▶ **PROBLEM**
Word for word, transcribe the lines below and drop the pictures.

+++ MATERIAL FOR THIS EXERCISE +++

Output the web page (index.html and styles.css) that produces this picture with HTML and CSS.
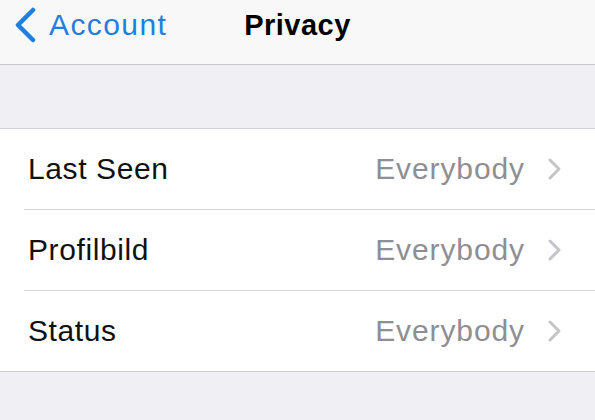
FILE: index.html
```html
<!DOCTYPE html>
<html>
<head>
<meta charset="utf-8">
<link rel="stylesheet" href="styles.css">
</head>
<body>
<header class="nav">
  <div class="back">
    <svg class="back-icon" width="24" height="36" viewBox="0 0 24 36"><path d="M20 3 L5 18 L20 33" fill="none" stroke="#1f7fe0" stroke-width="4.5" stroke-linecap="round" stroke-linejoin="round"/></svg>
    <span class="back-label">Account</span>
  </div>
  <h1 class="title">Privacy</h1>
</header>
<div class="spacer"></div>
<ul class="group">
  <li class="row"><span class="label">Last Seen</span><span class="value">Everybody</span><svg class="chev" width="16" height="24" viewBox="0 0 16 24"><path d="M3 3 L12 12 L3 21" fill="none" stroke="#c4c4c9" stroke-width="3" stroke-linecap="round" stroke-linejoin="round"/></svg></li>
  <li class="row"><span class="label">Profilbild</span><span class="value">Everybody</span><svg class="chev" width="16" height="24" viewBox="0 0 16 24"><path d="M3 3 L12 12 L3 21" fill="none" stroke="#c4c4c9" stroke-width="3" stroke-linecap="round" stroke-linejoin="round"/></svg></li>
  <li class="row"><span class="label">Status</span><span class="value">Everybody</span><svg class="chev" width="16" height="24" viewBox="0 0 16 24"><path d="M3 3 L12 12 L3 21" fill="none" stroke="#c4c4c9" stroke-width="3" stroke-linecap="round" stroke-linejoin="round"/></svg></li>
</ul>
</body>
</html>
```
FILE: styles.css
```css
html, body {
  margin: 0;
  padding: 0;
}
body {
  width: 595px;
  height: 420px;
  overflow: hidden;
  background: #efeff4;
  font-family: "Liberation Sans", Arial, sans-serif;
}
.nav {
  position: relative;
  height: 64px;
  background: #f8f8f8;
  border-bottom: 1px solid #c9c9cc;
  display: flex;
  align-items: center;
  justify-content: center;
}
.back {
  position: absolute;
  left: 13px;
  top: 2px;
  height: 46px;
  display: flex;
  align-items: center;
  gap: 12px;
}
.back-icon {
  display: block;
}
.back-label {
  color: #1f7fe0;
  font-size: 30px;
  letter-spacing: 1.4px;
}
.title {
  margin: 0 0 14px 0;
  font-size: 29px;
  font-weight: bold;
  letter-spacing: 0.5px;
  color: #000;
}
.spacer {
  height: 63px;
}
.group {
  list-style: none;
  margin: 0;
  padding: 0;
  background: #fff;
  border-top: 1px solid #d2d2d6;
  border-bottom: 1px solid #cfcfd3;
}
.row {
  height: 80px;
  display: flex;
  align-items: center;
  padding: 0 32px 0 28px;
  position: relative;
}
.row + .row {
  border-top: 1px solid #d6d6da;
  margin-left: 24px;
  padding-left: 4px;
}
.label {
  flex: 1;
  font-size: 30px;
  letter-spacing: 0.6px;
  color: #111;
}
.value {
  font-size: 30px;
  letter-spacing: 0.9px;
  color: #8e8e93;
  margin-right: 22px;
}
.chev {
  display: block;
}
```
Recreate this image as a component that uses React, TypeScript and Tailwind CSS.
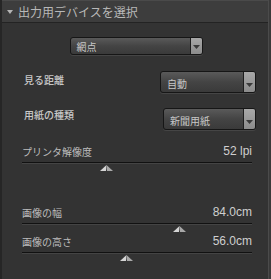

+++

▶ **THE ANSWER**
Output the web page (index.html and styles.css) that produces this picture with HTML and CSS.
FILE: index.html
```html
<!DOCTYPE html>
<html>
<head>
<meta charset="utf-8">
<link rel="stylesheet" href="styles.css">
</head>
<body>
<header class="nav">
  <div class="back">
    <svg class="back-icon" width="24" height="36" viewBox="0 0 24 36"><path d="M20 3 L5 18 L20 33" fill="none" stroke="#1f7fe0" stroke-width="4.5" stroke-linecap="round" stroke-linejoin="round"/></svg>
    <span class="back-label">Account</span>
  </div>
  <h1 class="title">Privacy</h1>
</header>
<div class="spacer"></div>
<ul class="group">
  <li class="row"><span class="label">Last Seen</span><span class="value">Everybody</span><svg class="chev" width="16" height="24" viewBox="0 0 16 24"><path d="M3 3 L12 12 L3 21" fill="none" stroke="#c4c4c9" stroke-width="3" stroke-linecap="round" stroke-linejoin="round"/></svg></li>
  <li class="row"><span class="label">Profilbild</span><span class="value">Everybody</span><svg class="chev" width="16" height="24" viewBox="0 0 16 24"><path d="M3 3 L12 12 L3 21" fill="none" stroke="#c4c4c9" stroke-width="3" stroke-linecap="round" stroke-linejoin="round"/></svg></li>
  <li class="row"><span class="label">Status</span><span class="value">Everybody</span><svg class="chev" width="16" height="24" viewBox="0 0 16 24"><path d="M3 3 L12 12 L3 21" fill="none" stroke="#c4c4c9" stroke-width="3" stroke-linecap="round" stroke-linejoin="round"/></svg></li>
</ul>
</body>
</html>
```
FILE: styles.css
```css
html, body {
  margin: 0;
  padding: 0;
}
body {
  width: 595px;
  height: 420px;
  overflow: hidden;
  background: #efeff4;
  font-family: "Liberation Sans", Arial, sans-serif;
}
.nav {
  position: relative;
  height: 64px;
  background: #f8f8f8;
  border-bottom: 1px solid #c9c9cc;
  display: flex;
  align-items: center;
  justify-content: center;
}
.back {
  position: absolute;
  left: 13px;
  top: 2px;
  height: 46px;
  display: flex;
  align-items: center;
  gap: 12px;
}
.back-icon {
  display: block;
}
.back-label {
  color: #1f7fe0;
  font-size: 30px;
  letter-spacing: 1.4px;
}
.title {
  margin: 0 0 14px 0;
  font-size: 29px;
  font-weight: bold;
  letter-spacing: 0.5px;
  color: #000;
}
.spacer {
  height: 63px;
}
.group {
  list-style: none;
  margin: 0;
  padding: 0;
  background: #fff;
  border-top: 1px solid #d2d2d6;
  border-bottom: 1px solid #cfcfd3;
}
.row {
  height: 80px;
  display: flex;
  align-items: center;
  padding: 0 32px 0 28px;
  position: relative;
}
.row + .row {
  border-top: 1px solid #d6d6da;
  margin-left: 24px;
  padding-left: 4px;
}
.label {
  flex: 1;
  font-size: 30px;
  letter-spacing: 0.6px;
  color: #111;
}
.value {
  font-size: 30px;
  letter-spacing: 0.9px;
  color: #8e8e93;
  margin-right: 22px;
}
.chev {
  display: block;
}
```
Recreate this image as a component that uses React, TypeScript and Tailwind CSS.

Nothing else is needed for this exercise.